“Owning a home is a keystone of wealth–both financial affluence and emotional security.” ~ Suze Orman
Owning a home has always been a part of the American Dream, and the same has been depicted in the latest Trulia report, Housing in 2016: Hesitant Households, Costly Coasts, and the Bargain Belt, with 75% of the all U.S. adults making it a part of their personal American Dream.
However, the odds are not in their favor, with many challenges starting with declining home ownership, increasing credit requirements, and soaring home prices.
Declining Home Ownership
- According to a report from the Joint Center for Housing Studies, Harvard University, home ownership was close to its 20-year lows, at 63.7% during the first quarter of 2015.
- The same report suggest a declining home ownership trend across all the age groups, with Generation X taking the worst hit from the 2008 housing crisis.
Growing U.S. Rental Industry
- As per the report from the Harvard Joint Center for Housing Studies, declining home ownership has catalyzed the American rental industry, with the average renter household growth reaching 770,000 annually. The increasing demand of rental accommodation has pushed national vacancy rates to 20-year lows.
- According to the National Multifamily Housing Council, 37% of the total U.S. Households were living in rental establishments, with the renting rates highest among the under-30 age group, contributing to 51% of the renting population.
- A Zillow report puts the national rental spending to $535 billion in 2015, 3.7% higher than the overall spending in 2014, with the highest rental spending among New York and Los Angeles renters.
- As per the latest Zillow local market overviews, the median rent stood at $1,381 in Dec. 2015, rising 3.3% during the last one year. On the other hand, the latest annual inflation rate for the U.S. was 0.7% on January 20, 2016, as reported by the Bureau of Labor Statistics.
Major Challenges in Home Ownership
According to Trulia’s report for 2016:
- 54% renters found saving for down payment as their biggest challenge
- 35% renters were worried about a poor credit history
- 31% considered qualifying for mortgage as their top challenge
- 29% were concerned about their existing debt levels
Cash-in on the Current Rental Growth
With all of these facts on the table, it might be safe to say that this is the perfect time for real estate investors to get their hands on rental properties.
- Growing rental property demand: According to a survey conducted by Rent.com, a property rental website, nearly 45% of rental managers recorded more Millennials seeking tenancy, whereas 54% of rental managers witnessed an increase in previous homeowners looking to rent.
- Rising rents: According to Rent.com’s survey, property managers using their rental property portal forecasted an annual increase of up to 8% in rents against 6% in 2014.
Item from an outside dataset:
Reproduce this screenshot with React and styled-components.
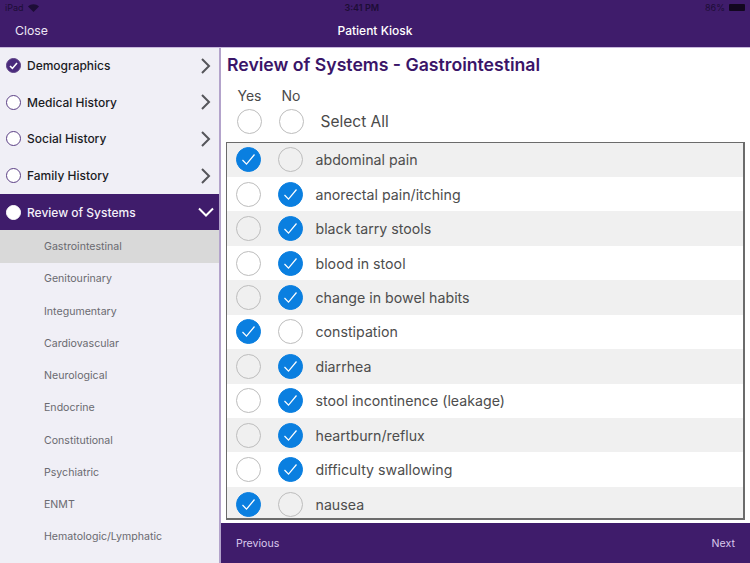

- Dropping vacancy rates: During the second quarter of 2015, vacancy rates for rental housing stayed at 6.8%, near 20-year low, against the previous year rates of 7.5%, during the same quarter, as per the record of the Census Bureau.
Beginner real estate investors might just find these circumstances comfortable to start investing in real estate.
If you’re a novice real estate investor falling short of the necessary funding, you can use your Solo 401k or IRA LLC to fund a real estate investment.
Solo 401k offers the option for non-recourse financing for the property, under which the property serves as the collateral, cutting your overall credit risk exposure.
Alternatively, you can even take a participant loan from your Solo 401k account, and use it for making a down payment.
One of the key components of real estate investing success is to capitalize on opportunities like this.
“Nothing is more expensive than a missed opportunity” ~ H. Jackson Brown. Jr.